De son côté, le Premier ministre Garry Conille a refusé de quitter son poste, rejetant cette révocation. Dans une déclaration adressée à la nation, il a affirmé que la décision du CPT était illégale et ne respectait pas les procédures constitutionnelles. Conille a souligné que, selon l’article 158 de la Constitution haïtienne, seul le Parlement peut voter une motion de censure pour révoquer un Premier ministre, et non un organe non élu comme le CPT. En plus de cette défense juridique, Conille a dénoncé ce qu’il appelle une tentative de déstabilisation du pays, qualifiant les accusations à son encontre de diffamatoires. Il a également écrit au directeur des Presses Nationales pour demander de ne pas publier le décret concernant la nomination d’Alix Didier Fils-Aimé comme nouveau Premier ministre, visant ainsi à contester la légitimité de la décision du CPT et à retarder sa mise en œuvre officielle.

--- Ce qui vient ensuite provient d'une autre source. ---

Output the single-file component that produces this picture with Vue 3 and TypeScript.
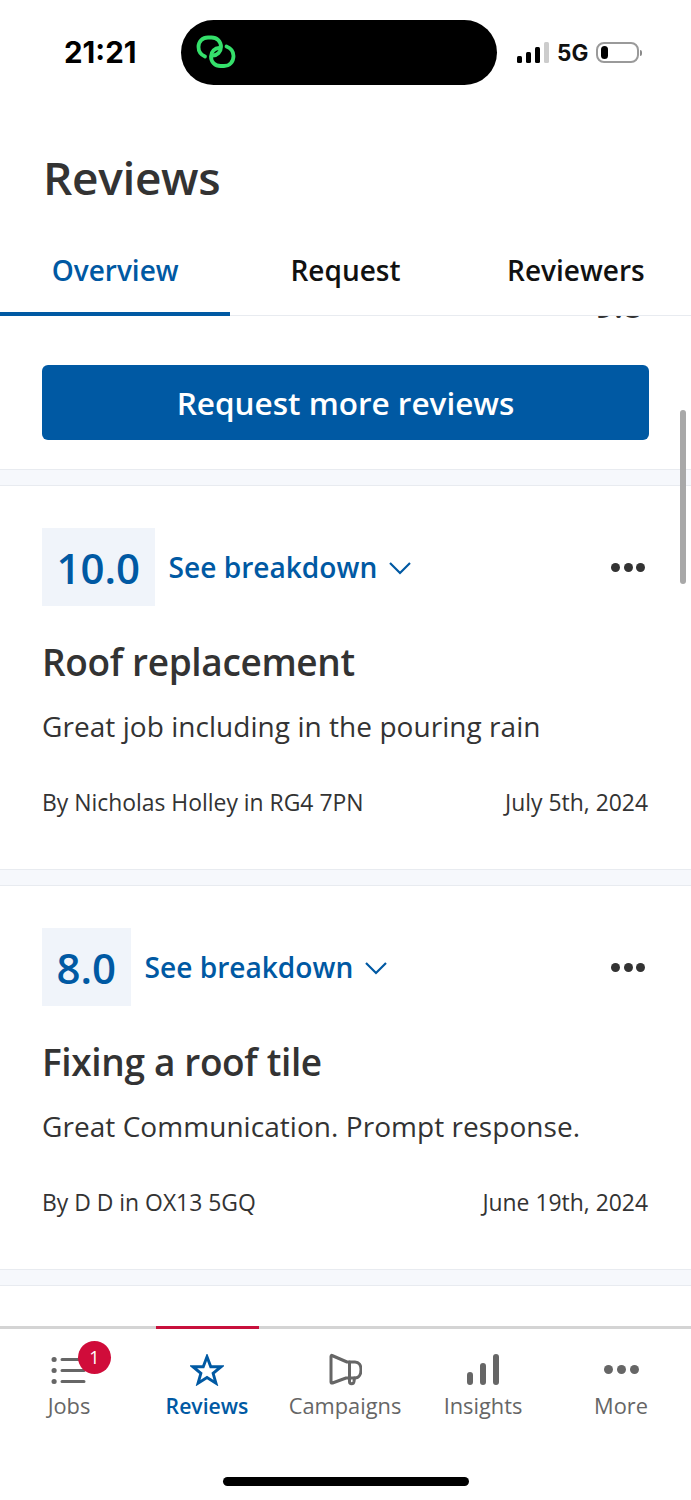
<script setup lang="ts">
type Review = {
  score: string;
  title: string;
  text: string;
  by: string;
  date: string;
};

const reviews: Review[] = [
  {
    score: "10.0",
    title: "Roof replacement",
    text: "Great job including in the pouring rain",
    by: "By Nicholas Holley in RG4 7PN",
    date: "July 5th, 2024",
  },
  {
    score: "8.0",
    title: "Fixing a roof tile",
    text: "Great Communication. Prompt response.",
    by: "By D D in OX13 5GQ",
    date: "June 19th, 2024",
  },
];

const tabs = ["Overview", "Request", "Reviewers"];
</script>

<template>
  <div class="phone">
    <header class="status">
      <span class="time">21:21</span>
      <div class="island">
        <svg class="link-icon" width="42" height="34" viewBox="0 0 42 34" fill="none" stroke="#35e06b" stroke-width="3.8" stroke-linecap="round">
          <path d="M9 21.5C4.5 19.5 2.5 16 2.5 12C2.5 6.5 6.5 2.5 12 2.5H15.5C21 2.5 25 6.5 25 12C25 17 21 20.5 17 20.5" />
          <path d="M30.5 11.5C35.5 13.5 37.5 17 37.5 21C37.5 27 33.5 31 28 31H24.5C19 31 15 27 15 21.5C15 16.5 19 13 23 13" />
        </svg>
      </div>
      <div class="status-right">
        <div class="signal">
          <i class="b1"></i><i class="b2"></i><i class="b3"></i><i class="b4"></i>
        </div>
        <span class="net">5G</span>
        <div class="battery"><i></i></div>
        <div class="battery-tip"></div>
      </div>
    </header>

    <h1 class="heading">Reviews</h1>

    <nav class="tabs">
      <div v-for="(tab, i) in tabs" :key="tab" class="tab" :class="{ active: i === 0 }">{{ tab }}</div>
    </nav>

    <main class="content">
      <div class="clipped"><span>9.8</span></div>
      <div class="cta">
        <button class="request">Request more reviews</button>
      </div>
      <div class="band"></div>
      <template v-for="r in reviews" :key="r.title">
        <section class="card">
          <div class="card-top">
            <div class="score">{{ r.score }}</div>
            <span class="breakdown">See breakdown</span>
            <svg class="chev" width="24" height="14" viewBox="0 0 24 14" fill="none" stroke="#0059a3" stroke-width="2.2">
              <path d="M2 2L12 12L22 2" />
            </svg>
            <div class="dots"><i></i><i></i><i></i></div>
          </div>
          <h2>{{ r.title }}</h2>
          <p class="text">{{ r.text }}</p>
          <div class="meta">
            <span>{{ r.by }}</span>
            <span>{{ r.date }}</span>
          </div>
        </section>
        <div class="band"></div>
      </template>
      <div class="scrollbar"></div>
    </main>

    <footer class="nav">
      <div class="nav-lines">
        <div class="nav-active"></div>
      </div>
      <div class="nav-items">
        <div class="nav-item">
          <div class="nav-icon">
            <svg width="36" height="30" viewBox="0 0 36 30" fill="none" stroke="#666" stroke-width="3" stroke-linecap="round">
              <path d="M3 4.5H3.2M3 15.5H3.2M3 26.5H3.2" stroke-width="5" />
              <path d="M11 4.5H33M11 15.5H33M11 26.5H33" />
            </svg>
            <span class="badge">1</span>
          </div>
          <span>Jobs</span>
        </div>
        <div class="nav-item current">
          <div class="nav-icon">
            <svg width="34" height="32" viewBox="0 0 36 34" fill="none" stroke="#0059a3" stroke-width="3.1" stroke-linejoin="miter">
              <path d="M18 3L22 13.5H33L24.5 20.5L27.5 31L18 25L8.5 31L11.5 20.5L3 13.5H14Z" />
            </svg>
          </div>
          <span>Reviews</span>
        </div>
        <div class="nav-item">
          <div class="nav-icon">
            <svg width="34" height="33" viewBox="-1 0 34 33" fill="none" stroke="#666" stroke-width="3" stroke-linejoin="round" stroke-linecap="round">
              <path d="M3 2.5L18 9H26C30 9 32 12.5 32 16.5C32 21 30 25 26 25H17L3.5 30C2.5 30.3 2 30 2 29V3.5C2 2.5 2.5 2.2 3 2.5Z" />
              <path d="M20.5 9V28.5C20.5 31.5 24.5 31.5 25 28.5L25.5 25" />
            </svg>
          </div>
          <span>Campaigns</span>
        </div>
        <div class="nav-item">
          <div class="nav-icon">
            <svg width="34" height="34" viewBox="0 0 34 34" fill="none" stroke="#666" stroke-width="6" stroke-linecap="round">
              <path d="M4 22V29M17 13V29M30 4V29" />
            </svg>
          </div>
          <span>Insights</span>
        </div>
        <div class="nav-item">
          <div class="nav-icon">
            <div class="dots grey"><i></i><i></i><i></i></div>
          </div>
          <span>More</span>
        </div>
      </div>
      <div class="home-row"><div class="home"></div></div>
    </footer>
  </div>
</template>

<style scoped>
.phone {
  width: 691px;
  height: 1500px;
  display: flex;
  flex-direction: column;
  overflow: hidden;
  background: #fff;
  font-family: "Open Sans", "Noto Sans", sans-serif;
  color: #333;
}

.status {
  height: 146px;
  flex: none;
  display: flex;
  align-items: flex-start;
  padding-top: 20px;
  box-sizing: border-box;
}

.time {
  width: 181px;
  padding-left: 64px;
  box-sizing: border-box;
  margin-top: 16px;
  font-family: "Inter", "Liberation Sans", sans-serif;
  font-weight: 700;
  font-size: 29.5px;
  line-height: 33px;
  color: #000;
}

.island {
  width: 316px;
  height: 65px;
  background: #000;
  border-radius: 33px;
  display: flex;
  align-items: center;
  padding-left: 15px;
  padding-bottom: 2px;
  box-sizing: border-box;
}

.status-right {
  display: flex;
  align-items: center;
  height: 65px;
  padding-left: 20px;
}

.signal {
  display: flex;
  align-items: flex-end;
  gap: 4px;
  height: 21px;
}

.signal i {
  display: block;
  width: 5px;
  border-radius: 1.5px;
  background: #000;
}

.b1 { height: 7px; }
.b2 { height: 11px; }
.b3 { height: 16px; }
.signal .b4 { height: 21px; background: #ccc; }

.net {
  margin-left: 8px;
  font-family: "Inter", "Liberation Sans", sans-serif;
  font-weight: 700;
  font-size: 22.5px;
  line-height: 24px;
  color: #111;
}

.battery {
  margin-left: 8px;
  width: 43px;
  height: 21px;
  border: 2px solid #9a9a9a;
  border-radius: 8px;
  box-sizing: border-box;
  padding: 2px;
}

.battery i {
  display: block;
  width: 7px;
  height: 13px;
  background: #000;
  border-radius: 4px;
  margin-left: 1px;
}

.battery-tip {
  margin-left: 1px;
  width: 2px;
  height: 6px;
  background: #8a8a8a;
  border-radius: 0 2px 2px 0;
}

.heading {
  margin: 0 0 0 43px;
  font-size: 46px;
  line-height: 62px;
  font-weight: 600;
  letter-spacing: -0.35px;
  color: #333;
}

.tabs {
  margin-top: 14px;
  height: 94px;
  flex: none;
  display: flex;
  box-sizing: border-box;
  border-bottom: 1px solid #e8ebf0;
}

.tab {
  flex: 1;
  height: 94px;
  box-sizing: border-box;
  padding-top: 6px;
  display: flex;
  align-items: center;
  justify-content: center;
  font-size: 28px;
  font-weight: 600;
  color: #111;
  border-bottom: 4px solid transparent;
}

.tab.active {
  color: #0059a3;
  border-bottom-color: #0059a3;
}

.content {
  position: relative;
  flex: 1;
  min-height: 0;
  overflow: hidden;
}

.clipped {
  height: 3px;
  overflow: hidden;
  display: flex;
  justify-content: flex-end;
  padding-right: 49px;
}

.clipped span {
  display: block;
  flex: none;
  margin-top: -31px;
  font-size: 33px;
  line-height: 42px;
  font-weight: 600;
  color: #333;
}

.cta {
  padding: 46px 42px 29px;
}

.request {
  display: block;
  width: 100%;
  height: 75px;
  border: none;
  border-radius: 6px;
  background: #0059a3;
  color: #fff;
  font-family: inherit;
  font-size: 31.5px;
  font-weight: 600;
}

.band {
  height: 17px;
  box-sizing: border-box;
  background: #f6f8fc;
  border-top: 1px solid #e8ebf0;
  border-bottom: 1px solid #e8ebf0;
}

.card {
  height: 383px;
  box-sizing: border-box;
  padding: 42px 43px 0 42px;
}

.card-top {
  display: flex;
  align-items: center;
  height: 78px;
}

.score {
  height: 78px;
  padding: 0 14.5px;
  display: flex;
  align-items: center;
  background: #f0f4fa;
  color: #0059a3;
  font-size: 42px;
  font-weight: 600;
}

.breakdown {
  margin-left: 14px;
  font-size: 28.1px;
  font-weight: 600;
  color: #0059a3;
}

.chev {
  margin-left: 11px;
  margin-top: 1px;
}

.dots {
  margin-left: auto;
  display: flex;
  gap: 3.5px;
  padding-right: 3px;
}

.dots i {
  display: block;
  width: 9px;
  height: 9px;
  border-radius: 50%;
  background: #333;
}

.dots.grey {
  margin: 0;
  padding: 0;
  gap: 4px;
}

.dots.grey i {
  background: #666;
}

h2 {
  margin: 31px 0 0;
  font-size: 37px;
  line-height: 50px;
  font-weight: 600;
  letter-spacing: -0.35px;
  color: #333;
}

.text {
  margin: 20px 0 0;
  font-size: 28px;
  line-height: 38px;
  letter-spacing: 0.05px;
  color: #333;
}

.meta {
  margin-top: 42px;
  display: flex;
  justify-content: space-between;
  font-size: 22.9px;
  line-height: 32px;
  color: #333;
}

.scrollbar {
  position: absolute;
  right: 5px;
  top: 94px;
  width: 6px;
  height: 174px;
  border-radius: 3px;
  background: #a8a8a8;
}

.nav {
  flex: none;
  height: 174px;
  position: relative;
}

.nav-lines {
  height: 3px;
  background: #d4d4d4;
}

.nav-active {
  width: 103px;
  height: 3px;
  margin-left: 156px;
  background: #c8103c;
}

.nav-items {
  display: flex;
  padding-top: 19px;
}

.nav-item {
  width: 138px;
  flex: none;
  display: flex;
  flex-direction: column;
  align-items: center;
  font-size: 21.8px;
  line-height: 30px;
  color: #666;
}

.nav-item.current {
  color: #0059a3;
  font-size: 21.2px;
  font-weight: 600;
}

.nav-icon {
  position: relative;
  height: 43px;
  display: flex;
  align-items: center;
  justify-content: center;
}

.badge {
  position: absolute;
  top: -7px;
  left: 27px;
  width: 33px;
  height: 33px;
  border-radius: 50%;
  background: #d00c3a;
  color: #fff;
  font-size: 18px;
  line-height: 33px;
  text-align: center;
}

.home-row {
  display: flex;
  justify-content: center;
  padding-top: 56px;
}

.home {
  width: 246px;
  height: 9px;
  border-radius: 5px;
  background: #000;
}
</style>

<style>
html, body {
  margin: 0;
  background: #fff;
}
</style>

La destitution de Garry Conille a attiré l’attention de la presse internationale, avec des reportages de Associated Press (AP), Deutsche Welle (DW), et MSN News, qui suivent de près cet événement révélateur des défis politiques et de la lutte de pouvoir en Haïti. Cette couverture massive indique également que les observateurs internationaux voient la crise politique haïtienne non seulement comme un enjeu national, mais aussi comme un facteur influençant les relations diplomatiques, l’aide humanitaire, et les questions de sécurité dans la région caribéenne et au-delà.
Le bras de fer entre le Conseil Présidentiel de Transition et le Premier ministre Garry Conille montre à quel point la transition est compromise par l’insécurité, la corruption et les luttes de pouvoir. Comme toujours, il est impossible de revenir en arrière pour déjouer le complot contre le peuple haïtien. Cette situation reflète l’urgence d’un consensus politique pour restaurer la gouvernance et la confiance publique. Pour surmonter cette impasse, il est essentiel que les leaders politiques haïtiens se concentrent sur la coopération et la réforme des institutions, afin de poser les bases d’une stabilité durable et de s’engager avant tout au service de la population haïtienne.